Nikolas Borrel-Jensen

unread,

Dec 28, 2009, 8:15:50 PM12/28/09

to Matt Morrow, andr...@gmail.com, haskel...@haskell.org

Thank you very much for your reply! I have been looking at the code, and
there are two problems, as I can see. First, trying with the example

t1 :: Tree (Id, Cost)
t1 = Node (4,0)
[Node (3,2) [Node (1,12) []]
,Node (2,3) [Node (5,1) [Node (6,2) [Node (7,2) [] ]]]]

printed as

(4,0)
|
+- (3,2)
| |
| `- (1,12)
|
`- (2,3)
|
`- (5,1)
|
`- (6,2)
|
`- (7,2)

your function 'cluster fst snd t1' returns

Many [Many [Many [Many [Many [One (0,[4]),One (1,[5])],One (2,[3])],One
(2,[6,7])],One (3,[2])],One (12,[1])]

I can't see how this representation is giving the hierarchical clusters. The
example above should resolve into

level 1: [[(2,3),(5,1)],[(6,2)],[(7,2)],[(4,0)], [(3,2)], [(1,12)]]

level 2: [[(2,3),(5,1),(6,2),(7,2)], [(4,0),(3,2)], [(1,12)]]

level 3: [[(2,3),(5,1),(6,2),(7,2),(4,0),(3,2)], [(1,12)]]

level 4 (or (cost) level 12): [[(2,3),(5,1),(6,2),(7,2),(4,0),(3,2),(1,12)]]

By doing it this way, we cluster all nodes connected with edges less than or
equal x at (cost) level x.
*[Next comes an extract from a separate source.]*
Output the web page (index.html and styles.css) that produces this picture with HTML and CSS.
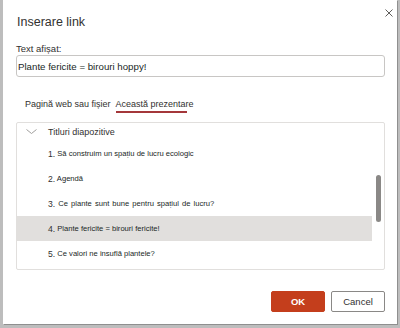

Clearly, we can have level 1:
[[(1,1),(2,1)],[(3,1),(4,1)],...] if the edges between [(1,1),(2,1)] and
[(3,1),(4,1)] are greater than 1.

Second, I don't think it is trivial to tree-i-fy the root path tree. I have
done the function treeifyMST, which surely isn't efficient, since the list
encounteredNodes is traversed as many times as the number of nodes (a binary
search tree would be more efficient). But more important, the tree isn't
correct, since each path is connected at the root of the tree.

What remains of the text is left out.